9 AM – Workers finally prepared to do job but destroy apartment
Workers tear open the living room ceiling to expose wires, a rotting frame and moldy joists. The handymen are not licensed to deal with mold, so they fail to set up a zero-pressure containment area with a vacuum. Instead, they haphazardly tape up a flimsy plastic sheet while tracking and leaving debris all over our apartment and belongings.
Coastline workers specifically and personally advise Veronica, who is seven months pregnant at the time, to vacate the unit due to the mold.
Noon – Workers leave a disaster area
Presumably for lunch.
12:01 PM – A walkthrough of the destruction
No communication with workers.
12:47 PM – Rotted Living Room Ceiling
A look inside the molded area underneath a slow leak in the bathroom above.
12:48 PM – Exposed wires
Water leaking off of exposed wires torn from the ceiling.

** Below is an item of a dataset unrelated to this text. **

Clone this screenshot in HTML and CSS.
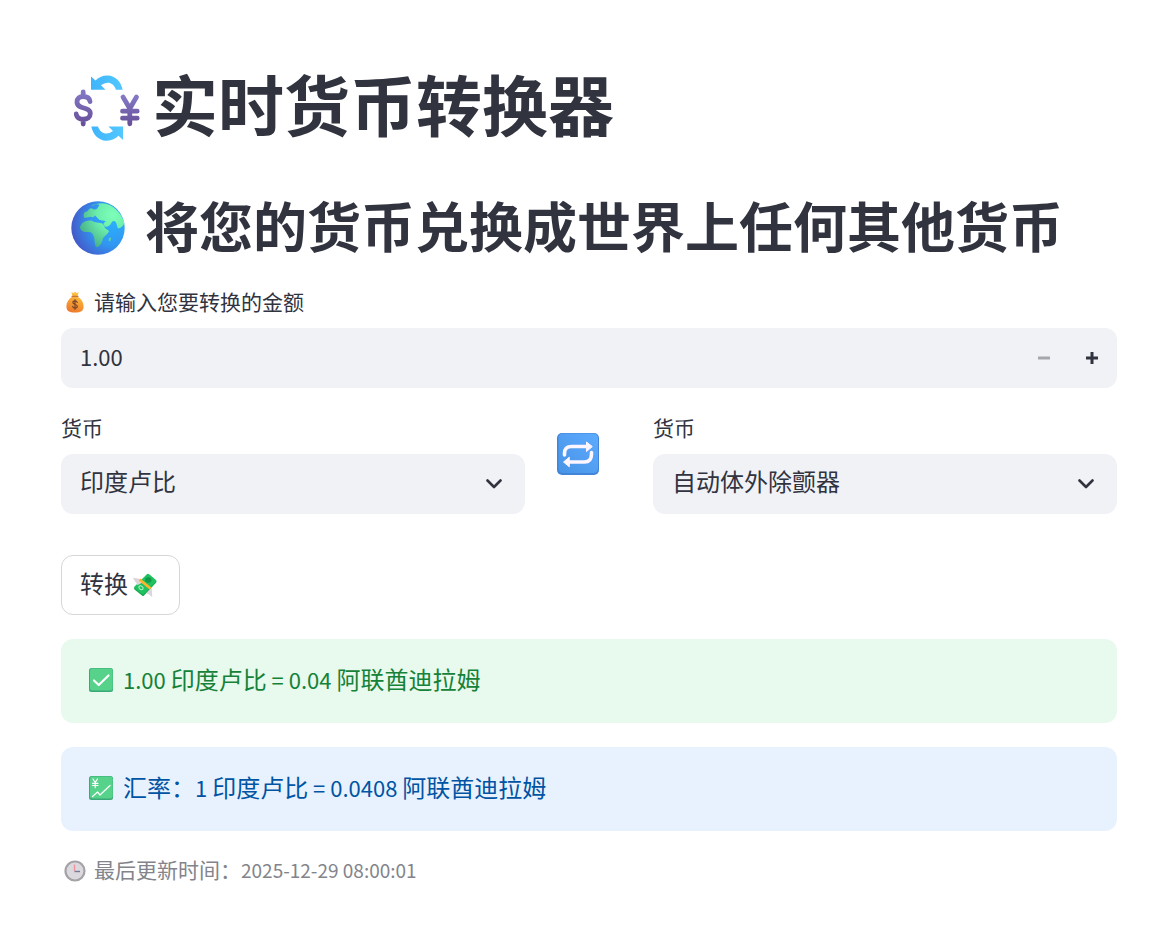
FILE: index.html
```html
<!DOCTYPE html>
<html lang="zh-CN">
<head>
<meta charset="utf-8">
<meta name="viewport" content="width=device-width, initial-scale=1">
<title>实时货币转换器</title>
<link rel="stylesheet" href="styles.css">
</head>
<body>
<main class="page">
  <h1 class="title">
    <svg class="title-icon" viewBox="0 0 66 66" aria-hidden="true">
      <defs>
        <linearGradient id="arrow" x1="0" x2="1" y1="0" y2="0"><stop offset="0" stop-color="#3fb4fb"/><stop offset="1" stop-color="#52c8ff"/></linearGradient>
        <linearGradient id="sign" x1="0" x2="0" y1="0" y2="1"><stop offset="0" stop-color="#8378c4"/><stop offset="1" stop-color="#68509a"/></linearGradient>
      </defs>
      <path d="M17 1.500v13.200h14.500L27 10.200c6-4.500 12.500-3 15 4.500h6.700C47 6.500 41 .8 34 .6 28.500.4 24.500 2.500 21.500 5.500Z" fill="url(#arrow)"/>
      <path d="M49 65V51.500H34.500L39 56c-6 4.500-12.500 3-15-4.500h-6.700C19 60 25 65.500 32 65.700c5.500.2 9.500-1.900 12.500-4.900Z" fill="url(#arrow)"/>
      <g fill="none" stroke="url(#sign)" stroke-width="4.800" stroke-linecap="round" stroke-linejoin="round">
        <path d="M16 26.500c-.5-3.500-3.400-5-6.800-5C5.500 21.500 3 23.500 3 27c0 8 13.300 4 13.300 11.500 0 3.700-3 5.700-7 5.700-3.800 0-6.600-1.700-7.100-5.200M9.200 17v4.500M9.200 44.500v4.500"/>
        <path d="M49 22l6.800 11.500L62.500 22M55.800 33.500v15.300M48.500 36.200h14.700M48.500 43.200h14.700"/>
      </g>
    </svg>
    <span class="title-text">实时货币转换器</span>
  </h1>
  <h2 class="subtitle">
    <svg class="subtitle-icon" viewBox="0 0 54 54" aria-hidden="true">
      <defs>
        <radialGradient id="sea" cx=".8" cy=".4" r=".85"><stop offset="0" stop-color="#2caefb"/><stop offset=".5" stop-color="#3197f2"/><stop offset="1" stop-color="#4652c4"/></radialGradient>
        <radialGradient id="land" gradientUnits="userSpaceOnUse" cx="42" cy="14" r="36"><stop offset="0" stop-color="#7dffb9"/><stop offset=".45" stop-color="#6cedab"/><stop offset="1" stop-color="#46b08a"/></radialGradient>
        <clipPath id="globe"><circle cx="27" cy="27" r="26.700"/></clipPath>
      </defs>
      <circle cx="27" cy="27" r="26.700" fill="url(#sea)"/>
      <g clip-path="url(#globe)" fill="url(#land)">
        <path d="M20 5c5-3 12-3.500 16-2 9 3 15 11 17.500 19-1 2-3 5-6 5.500-2-1-1-5-3.500-7-2-1-3 0-4 2s-4 4-6 3c-2-2-2-4 1-5-3-1.500-5 0-7-2l-4-4-2 2c-3-2-5 1-9 0-1-3 0-6 3-6 2-1 2-4 5-3 2 2 5 1 6-1s2-3 0-3c-3-1-5 2-7 1.500Z"/>
        <path d="M14 20.500c4-1.500 7-1.500 9 .5l6 1c3 0 4 2 5 5l4 3c-1 4-6 5-6.500 9-.5 3-3 7-5.500 7s-2-6-3-10c-1-3-2-5-6-5-5 .5-8-2-8-5 1-3 3-5 5-5.500Z"/>
        <path d="M38 37l2.200-.5-1 4-1.700-.8Z"/>
      </g>
    </svg>
    <span class="subtitle-text">将您的货币兑换成世界上任何其他货币</span>
  </h2>

  <form class="converter" onsubmit="return false">
    <label class="label" for="amount">
      <svg class="label-icon" viewBox="0 0 22 22" aria-hidden="true">
        <defs><linearGradient id="bag" x1=".6" x2=".3" y1="0" y2="1"><stop offset="0" stop-color="#ffc83f"/><stop offset="1" stop-color="#ec772b"/></linearGradient></defs>
        <path d="M7.300 1.200 9.600 2l1.400-1.300L12.500 2l2.200-.8-1.400 4.300c4.300 2.500 6.300 6 6.300 10 0 4.500-3 6-8.600 6s-8.600-1.500-8.600-6c0-4 2-7.500 6.300-10Z" fill="url(#bag)"/>
        <path d="M8 5.300h6" stroke="#c87436" stroke-width="1.200" stroke-linecap="round"/>
        <path d="M13.200 11.400c-.4-1.100-1.200-1.500-2.200-1.500-1.200 0-2.100.6-2.100 1.700 0 2.500 4.400 1.300 4.400 3.700 0 1.200-1 1.800-2.200 1.800-1.300 0-2.200-.6-2.400-1.700M11 8.700v9.600" fill="none" stroke="#76442b" stroke-width="1.200" stroke-linecap="round"/>
      </svg>
      <span>请输入您要转换的金额</span>
    </label>
    <div class="field amount">
      <input class="amount-input" id="amount" type="text" inputmode="decimal" value="1.00">
      <button class="step" type="button" aria-label="减少" disabled>
        <svg class="step-icon" viewBox="0 0 12 12" aria-hidden="true"><path d="M0 6h12"/></svg>
      </button>
      <button class="step" type="button" aria-label="增加">
        <svg class="step-icon" viewBox="0 0 12 12" aria-hidden="true"><path d="M0 6h12M6 0v12"/></svg>
      </button>
    </div>

    <div class="pair">
      <div>
        <label class="label" for="from"><span>货币</span></label>
        <div class="field">
          <select class="select" id="from"><option>印度卢比</option></select>
          <svg class="chevron" viewBox="0 0 16 10" aria-hidden="true"><path d="M1.500 1.500 8 8l6.500-6.500"/></svg>
        </div>
      </div>
      <svg class="swap" viewBox="0 0 42 42" role="img" aria-label="互换">
        <defs>
          <linearGradient id="tile" x1="1" x2="0" y1="0" y2="1"><stop offset="0" stop-color="#5dabff"/><stop offset="1" stop-color="#4793e6"/></linearGradient>
        </defs>
        <rect width="42" height="42" rx="5" fill="#4285d8"/>
        <rect x="1.500" y=".5" width="39.500" height="39.500" rx="4.500" fill="url(#tile)"/>
        <path d="M7.500 22v-1.500c0-4.500 2.500-7 7-7H30M34.500 19.500V21c0 5.500-2.500 8-7 8H11" fill="none" stroke="#fdf5ff" stroke-width="3.600" stroke-linecap="round"/>
        <path d="M29.500 9v9.500l5.800-4.900ZM12.300 24.200v9.600L6.500 29Z" fill="#fdf5ff" stroke="#fdf5ff" stroke-linejoin="round"/>
      </svg>
      <div>
        <label class="label" for="to"><span>货币</span></label>
        <div class="field">
          <select class="select" id="to"><option>自动体外除颤器</option></select>
          <svg class="chevron" viewBox="0 0 16 10" aria-hidden="true"><path d="M1.500 1.500 8 8l6.500-6.500"/></svg>
        </div>
      </div>
    </div>

    <button class="convert" type="submit">
      <span>转换</span>
      <svg class="text-icon" viewBox="0 0 24 24" aria-hidden="true">
        <path d="M.5 5 9 6.500l2 3-6.500 3.500c0-2.500-1-3-1.500-4C2 7.500 1 7 .5 5ZM12.500 19l5.500-5.500 1.300 10.300c-1-1.300-2-1.300-2.800-2.800Z" fill="#d5cdd6"/>
        <path d="M1.500 14.500 14 1.500q1-1 2 0l7 6.200q1 1 0 2L11 22.500q-1 1-2 0l-7.500-6q-1-1 0-2Z" fill="#17a64f"/>
        <path d="M1.500 13.500 14 1.200q1-.8 2 0l7 5.700q.8.800 0 1.800L11 21q-1 .8-2 0l-7.500-5.700q-.8-.8 0-1.800Z" fill="#1fc25f"/>
        <ellipse cx="15.300" cy="7" rx="3.200" ry="2.700" fill="#12994a"/>
        <ellipse cx="8" cy="14.700" rx="2.300" ry="1.700" transform="rotate(35 8 14.700)" fill="none" stroke="#b9f2cf"/>
        <path d="M0 4.800 6.500 6 10 9.300l-5.800 3c.2-1.500-.7-2.300-1.700-3.300Z" fill="#ddd5dd"/>
        <path d="m13 20.500 5.500-6 .5 9.500c-1-1.200-2-2-3-2.700Z" fill="#ddd5dd"/>
        <path d="m6.500 6.500 11 9" stroke="#ffb52b" stroke-width="2.800"/>
      </svg>
    </button>
  </form>

  <p class="alert success">
    <svg class="text-icon" viewBox="0 0 24 24" aria-hidden="true">
      <rect width="24" height="24" rx="2.500" fill="#3aa878"/><rect x="1" y=".5" width="22.700" height="22" rx="2.200" fill="#57d28a"/>
      <path d="m5 12.500 4.700 4.500L19.500 7.500" fill="none" stroke="#fff" stroke-width="2.200" stroke-linecap="round" stroke-linejoin="round"/>
    </svg>
    <span class="alert-text"><span class="latin">1.00 </span>印度卢比<span class="latin"> = 0.04 </span>阿联酋迪拉姆</span>
  </p>
  <p class="alert info">
    <svg class="text-icon" viewBox="0 0 24 24" aria-hidden="true">
      <rect width="24" height="24" rx="2.500" fill="#3aa878"/><rect x="1" y=".5" width="22.700" height="22" rx="2.200" fill="#57d28a"/>
      <path d="m4 3 2.200 3.500L8.500 3M6.200 6.500v5.200M3.500 7.300h5.500M3.500 9.500h5.500M3.500 20.500l5-4.500 2.500 3 10-9.500" fill="none" stroke="#fff" stroke-width="1.200" stroke-linecap="round" stroke-linejoin="round"/>
    </svg>
    <span class="alert-text">汇率：<span class="latin">1 </span>印度卢比<span class="latin"> = 0.0408 </span>阿联酋迪拉姆</span>
  </p>

  <p class="caption">
    <svg class="label-icon" viewBox="0 0 22 22" aria-hidden="true">
      <circle cx="11" cy="11" r="9.500" fill="#dcd9de" stroke="#a5a2a7" stroke-width="2.200"/>
      <path d="M10.500 4.500V11" stroke="#f3929f" stroke-width="1.400"/>
      <path d="M10.500 11.500H16" stroke="#777894" stroke-width="1.400"/>
    </svg>
    <span>最后更新时间：<time class="latin">2025-12-29 08:00:01</time></span>
  </p>
</main>
</body>
</html>
```
FILE: styles.css
```css
* {
  box-sizing: border-box;
}

body {
  margin: 0;
  background: #fff;
  color: #31333f;
  font-family: "Noto Sans CJK SC", sans-serif;
  font-size: 24px;
  line-height: 36px;
}

svg {
  display: block;
  flex: none;
}

.page {
  padding: 68px 53px 54px 61px;
}

.title,
.subtitle {
  display: flex;
  align-items: center;
  margin: 0;
  font-weight: 700;
}

.title {
  gap: 12px;
  padding-left: 13px;
  font-size: 66px;
  line-height: 68px;
}

.title-text {
  padding-bottom: 12px;
}

.title-icon {
  width: 66px;
  height: 66px;
}

.subtitle {
  gap: 20px;
  margin-top: 48px;
  padding-left: 10px;
  font-size: 54px;
  line-height: 58px;
}

.subtitle-text {
  padding-bottom: 6px;
}

.subtitle-icon {
  width: 54px;
  height: 54px;
}

.converter {
  margin-top: 26px;
}

.label,
.caption {
  display: flex;
  align-items: center;
  gap: 8px;
  font-size: 21px;
  line-height: 30px;
}

.label {
  margin-bottom: 10px;
}

.label > span,
.caption > span {
  padding-bottom: 2px;
}

.label-icon {
  width: 22px;
  height: 22px;
  margin-left: 3px;
}

.field {
  position: relative;
  display: flex;
  height: 60px;
  border-radius: 12px;
  background: #f0f2f6;
  overflow: hidden;
}

.amount-input,
.select {
  flex: 1;
  min-width: 0;
  padding: 0 19px;
  border: 0;
  background: transparent;
  color: inherit;
  font: inherit;
}

.amount-input {
  padding-bottom: 4px;
  font-size: 22px;
}

.select {
  appearance: none;
  padding-bottom: 6px;
}

.step {
  display: grid;
  place-items: center;
  width: 46px;
  padding: 0;
  border: 0;
  background: transparent;
  color: #31333f;
}

.step:disabled {
  color: #a6a7ad;
}

.step:last-child {
  width: 50px;
}

.step-icon {
  width: 12px;
  height: 12px;
  fill: none;
  stroke: currentColor;
  stroke-width: 3;
}

.chevron {
  position: absolute;
  top: 25px;
  right: 23px;
  width: 16px;
  height: 10px;
  fill: none;
  stroke: #31333f;
  stroke-width: 2.6;
  stroke-linecap: round;
  stroke-linejoin: round;
  pointer-events: none;
}

.pair {
  display: grid;
  grid-template-columns: 1fr 80px 1fr;
  gap: 24px;
  margin-top: 24px;
}

.swap {
  width: 42px;
  height: 42px;
  margin: 21px 8px;
}

.convert {
  display: flex;
  align-items: center;
  gap: 5px;
  height: 60px;
  margin-top: 41px;
  padding: 0 22px 0 18px;
  border: 1px solid #d6d6d9;
  border-radius: 12px;
  background: #fff;
  color: inherit;
  font: inherit;
}

.convert > span {
  padding-bottom: 4px;
}

.text-icon {
  width: 24px;
  height: 24px;
}

.latin {
  font-size: 22px;
}

.alert {
  display: flex;
  align-items: center;
  gap: 10px;
  margin: 24px 0 0;
  padding: 23px 28px 25px;
  border-radius: 12px;
}

.alert-text {
  line-height: 34px;
  padding-bottom: 2px;
}

.success {
  background: #e8f9ee;
  color: #158237;
}

.info {
  background: #e8f2ff;
  color: #0054a3;
}

.caption {
  margin: 23px 0 0;
  color: #83848b;
}

.caption .latin {
  font-size: 19px;
}
```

12:48 PM – Call made to Coastline’s emergency number in Beverly Hills
Woman on phone says nothing can be done and no managers can be contacted.
1:03 PM – Documented destruction
Leaking electrical wiring, rotted joists holding up the tub and toilet above, and tracked debris past destroyed belongings after no answer to our emergency calls.
1:33 PM – Hazards left behind
The upstairs bathroom was left destroyed. Rusty upturned nails on the floor protrude requiring a stepover on the way to the toilet and shower.
2:15 PM – Call made to Ben the electrician
In a frantic attempt to contact Coastline, we call Ben the third-party electrician Coastline hired to address our sky-high electric bills a few weeks prior hoping that he has a Coastline executive’s phone number. Ben does not answer.
2:16 PM – Call made to workers
We inquire as to why the apartment has been left unlivable. Handymen state they will return to finish the job and arrive soon after, but they leave the apartment destroyed — with a collapsed living room ceiling and a torn open bathroom floor featuring protruding upturned nails — and do not comlete anymore work. They simply collect their tools, tell the pregnant Veronica to leave once again, and vacate a hazardous unit.
2:30 PM – Saul Arrives
Saul, an unbranded maintenance worker driving a personal vehicle, arrives with a dehumidifier. We’d later be told by Robert Soto of Ameriflood Environmental that the dehumidifier is obsolete and useless against mold.
Saul surveys the damage, says the smell of mold “hits you right when you walk in,” and tells Veronica that she cannot be inside the unit. He brings another 10-gallon bucket, sets up the dehumidifier, and instructs us to empty the wastewater bucket twice a day.
Coastline forced us back into the apartment twice per day or the dehumidifier would’ve overflowed to cause more damage and mold.
3:05 PM – Local Hotel Booked. Never reimbursed.
After exhausting all avenues to contact management and being left with an unlivable apartment, we decided to pay for a nearby hotel for Saturday and Sunday nights: Redondo Pier Inn. We are never reimbursed for the $389.51 cost of the hotel or the $36 in daily hotel parking fees.


8:03 PM – Black mold falling out of ceiling
We return to the apartment to empty the dehumidifier’s wastewater bucket. Black mold from the ceiling had fallen into the bucket in chunks.